Abstract

There are very few process studies that demonstrate the annual variation in cave environments depositing speleothems. Accordingly, we initiated a monitoring program at the Obir Caves, an Austrian dripstone cave system characterized by a seasonally changing air flow that results in a predictable pattern of high pCO 2 during summer and low pCO 2 in winter. Although similar seasonal changes in soil pCO 2 occur, they are not directly connected with the changes in the subsurface since the dripwaters are fed from a well-mixed source showing little seasonal variation. Cold season flushing by relatively CO 2-poor air enhances degassing of CO 2 in the cave and leads to a high degree of supersaturation of dripwater with regard to calcite. Forced calcite deposition during the cold season also gives rise to a pronounced pattern of synchronous seasonal variations in electrical conductivity, alkalinity, pH, Ca and δ 13C DIC which parallel variations recorded in δ 13C cave air. Chemical components unaffected by calcite precipitation (e.g., δD, δ 18O, SiO 2, SO 4) lack a seasonal signal attesting to a long residence in the karst aquifer.

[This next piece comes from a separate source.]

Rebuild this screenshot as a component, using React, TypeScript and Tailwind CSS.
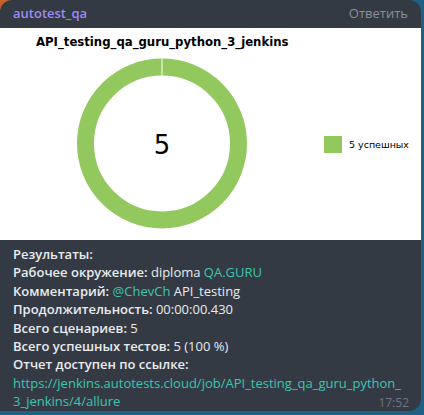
import React from "react";

const font = { fontFamily: '"Open Sans", "Noto Sans", sans-serif' };

function Chart() {
  return (
    <svg width="421" height="212" viewBox="0 0 421 212" style={{ fontFamily: '"DejaVu Sans", sans-serif' }}>
      <text x="36" y="18" fontSize="11.7" fontWeight="bold" fill="#000">
        API_testing_qa_guru_python_3_jenkins
      </text>
      <circle cx="162" cy="115.5" r="76.5" fill="none" stroke="#92c85e" strokeWidth="17" />
      <line x1="162" y1="30" x2="162" y2="48" stroke="#fff" strokeWidth="1" />
      <text x="162" y="126" fontSize="26" textAnchor="middle" fill="#000">5</text>
      <rect x="324" y="108" width="18" height="17" fill="#92c85e" />
      <text x="349" y="120" fontSize="9.5" fill="#000">5 успешных</text>
    </svg>
  );
}

export default function App() {
  const link = "text-[#3cc6b0]";
  return (
    <div className="w-[424px] h-[415px] bg-[radial-gradient(circle_at_0_0,#c4612c_0,#c4612c_14px,#1d6286_15px)] overflow-hidden" style={font}>
      <div className="w-[421px] h-[411px] bg-[#343a44] rounded-tl-[12px] rounded-tr-[12px] rounded-br-[12px] overflow-hidden flex flex-col">
        <div className="h-[28px] flex items-center justify-between px-[13px] text-[13px]">
          <span className="font-semibold text-[#9d8cf2]">autotest_qa</span>
          <span className="text-[#8a9099]">Ответить</span>
        </div>
        <div className="h-[212px] bg-white">
          <Chart />
        </div>
        <div className="relative px-[13px] pt-[5px] text-[13px] leading-[18.4px] text-[#e9ecef]">
          <div className="font-semibold">Результаты:</div>
          <div><span className="font-semibold">Рабочее окружение:</span> diploma <span className={link}>QA.GURU</span></div>
          <div><span className="font-semibold">Комментарий:</span> <span className={link}>@ChevCh</span> API_testing</div>
          <div><span className="font-semibold">Продолжительность:</span> 00:00:00.430</div>
          <div><span className="font-semibold">Всего сценариев:</span> 5</div>
          <div><span className="font-semibold">Всего успешных тестов:</span> 5 (100 %)</div>
          <div className="font-semibold">Отчет доступен по ссылке:</div>
          <div className={`${link} whitespace-nowrap`}>
            https://jenkins.autotests.cloud/job/API_testing_qa_guru_python_
            <br />
            3_jenkins/4/allure
          </div>
          <span className="absolute right-[12px] bottom-[-2px] text-[12px] text-[#6f7682]">17:52</span>
        </div>
      </div>
    </div>
  );
}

Modeling shows that degassing of CO 2 from seepage waters results in kinetically-enhanced C isotopic fractionation, which contrasts with the equilibrium degassing shown from the Soreq cave in Israel. The Obir Caves may serve as a case example of a dripstone cave whose seepage waters (and speleothems) show intra-annual geochemical variability that is primarily due to chemical modification of the groundwater by a dynamic, bidirectional subsurface air circulation.